Background: at a recent hackathon at Stellenbosch University, one problem was to classify simple XRD measurement samples (the XRD data was provided by Nanodyn, so super thanks to them). So, here I explain my entry to do this using pytorch and fastai to do it with neural networks.
As with most deep learning problems, we need 3 things:
We are given 92 X-ray diffraction measurements, with each measurement being one of 5 different types of crystals and some being labelled as anomalies. So after parsing the format of these XRD measurements, each one looks like the image below. Essentially we treat each XRD as a vector of numbers \(x\), treating it similar to a time-series. Keeping things extremely general so as to not use any domain knowledge of XRD, what the x and y axis represent for each XRD measurement is not labelled and we don’t learn about them (in fact we actually discard the x-axis in the image below, since we can treat the y-values as a 1D time series and the plot would look the same).
Each XRD sample is labelled as being of crystal A, B, C, D, E or an anomaly. Now since we will use a convolutional network to classify them, it makes sense to maybe try and change the appearance of these graphs or array of numbers into something more visual. If we find a way to do this nicely, we can perform lots of all the image transforms usually used for visual data (cropping, zooming, adjusting contrast…) on this 1D vector of numbers.
Now a cool recent idea for doing this is to apply a Gramian angular field, which basically takes in a 1D array of numbers and spits out a grayscale image. It may seem weird to apply a transform usually reserved for time series to XRD data which is not a function of time, but it still effectively transforms a 1D array of numbers into a picture in a sensible way, so why not use it. The details of the transform are not too important, and can be easily applied to an XRD sample with the pyts
python package:
import pyts.image
X_gadf = pyts.image.gaf.GramianAngularField(256, method='difference')

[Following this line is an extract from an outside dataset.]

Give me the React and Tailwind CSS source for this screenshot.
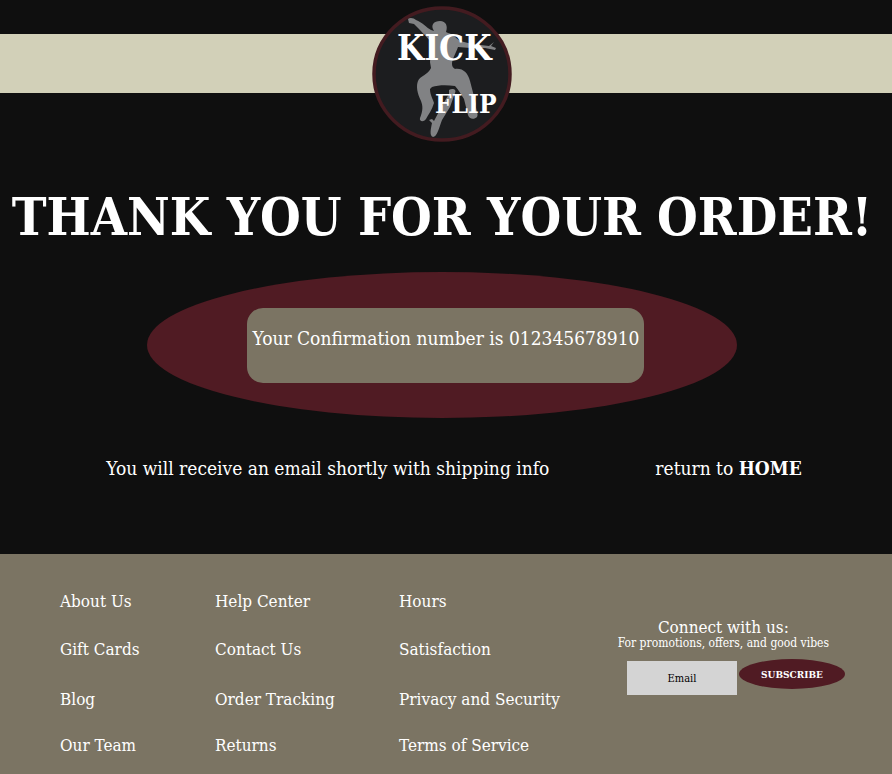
const linkRows = [
  ["About Us", "Help Center", "Hours"],
  ["Gift Cards", "Contact Us", "Satisfaction"],
  ["Blog", "Order Tracking", "Privacy and Security"],
  ["Our Team", "Returns", "Terms of Service"],
];

function Logo() {
  return (
    <a href="#home" aria-label="Kick Flip home" className="block h-[136px] w-[140px]">
      <svg viewBox="0 0 140 136" className="h-full w-full">
        <ellipse cx="70" cy="68" rx="68" ry="66" fill="#1c1d1f" stroke="#431b20" strokeWidth="3.5" />
        <g fill="#818284">
          <path d="M36 13 C38 11 42 12 44 14 C50 16 55 22 59 24 L62 25 C58 19 62 15 68 15 C74 15 76 20 74 26 L76 27 C81 28 84 32 88 35 C99 38 109 39 117 40 L122 36 L119 40 L124 42 L123 44 L113 42 C103 42 94 42 86 41 C84 47 80 53 80 58 C80 60 81 62 83 63 C91 62 96 67 98 75 L104 98 C103 103 107 108 105 111 C102 114 97 113 96 109 L92 93 C89 89 87 84 83 80 C75 79 66 79 60 81 L58 83 C58 89 61 93 62 97 C60 104 56 109 54 113 C51 117 47 115 48 112 C51 105 51 100 49 95 C45 87 44 80 46 75 C48 70 56 69 59 62 L58 56 C59 47 59 41 60 37 C54 30 48 24 42 18 L37 17 Z" />
          <path d="M77 84 C80 82 85 83 83 87 L78 101 L70 114 C67 122 65 131 61 131 C57 130 59 122 60 117 L57 114 L60 113 L62 115 L71 98 L77 88 Z" />
        </g>
        <g
          fill="#ffffff"
          fontWeight="700"
          className="font-['DejaVu_Serif_Condensed','DejaVu_Serif',serif]"
        >
          <text x="25" y="54" fontSize="35">KICK</text>
          <text x="63" y="107" fontSize="26">FLIP</text>
        </g>
      </svg>
    </a>
  );
}

export default function App() {
  return (
    <div className="flex min-h-screen flex-col bg-[#0f0f0f] font-['DejaVu_Serif_Condensed','DejaVu_Serif',serif] text-white">
      <header className="pt-[34px]">
        <div className="relative h-[59px] bg-[#d2d0b8]">
          <div className="absolute inset-x-0 -top-7 flex justify-center pr-2">
            <Logo />
          </div>
        </div>
      </header>

      <main className="flex grow flex-col items-center pt-[92px] pr-2 pb-[72px]">
        <h1 className="text-center text-[52px] leading-[64px] font-bold whitespace-nowrap">
          THANK YOU FOR YOUR ORDER!
        </h1>

        <section className="mt-[23px] flex h-[146px] w-2/3 justify-center rounded-[50%] bg-[#501b23] pt-9 pl-2">
          <p className="h-[75px] w-[397px] rounded-2xl bg-[#7b7463] pt-[18px] text-center text-[19px] leading-6 whitespace-nowrap">
            Your Confirmation number is 012345678910
          </p>
        </section>

        <div className="mt-[38px] flex gap-[106px] pl-6 text-[19px] leading-6 whitespace-nowrap">
          <p>You will receive an email shortly with shipping info</p>
          <p>
            return to <a href="#home" className="font-bold">HOME</a>
          </p>
        </div>
      </main>

      <footer className="flex justify-between bg-[#7b7463] pt-[23px] pr-[47px] pb-[9px] pl-[60px]">
        <nav
          aria-label="Footer"
          className="grid grid-cols-[155px_184px_auto] grid-rows-[48px_48px_52px_40px] items-center text-[17px] leading-6 whitespace-nowrap"
        >
          {linkRows.flat().map((label) => (
            <a key={label} href="#footer">{label}</a>
          ))}
        </nav>

        <form className="flex flex-col items-end pt-10" onSubmit={(e) => e.preventDefault()}>
          <div className="flex w-full flex-col items-center pr-4 text-center whitespace-nowrap">
            <h2 className="text-[17px] leading-5">Connect with us:</h2>
            <p className="text-[12px] leading-3">For promotions, offers, and good vibes</p>
          </div>
          <div className="mt-[10px] flex items-start gap-0.5">
            <input
              type="email"
              aria-label="Email"
              placeholder="Email"
              className="mt-0.5 h-[34px] w-[110px] bg-[#d4d4d4] text-center text-[11px] text-black placeholder:text-black"
            />
            <button
              type="submit"
              className="h-[30px] w-[106px] rounded-[50%] bg-[#501b23] text-[10px] font-bold"
            >
              SUBSCRIBE
            </button>
          </div>
        </form>
      </footer>
    </div>
  );
}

# x here is a numpy array of the XRD measurement.
# E.g shape for x is (23140,), and in the above image each value in x is roughly between 0-4200
x = x.reshape(1, *x.shape) # puts x into shape needed by pyts
lol = X_gadf.transform(x)
plt.imshow(lol.squeeze(), cmap='viridis')
This changes the above image into a picture like the one below. Note how we used the viridis
colormap to map the grayscale image to a color one. This is not critical, but fastai has very good native support for 3-channel RGB images so it makes the coding a bit more seamless.
Ok cool all set – we now have 92 pairs of (image, crystal type)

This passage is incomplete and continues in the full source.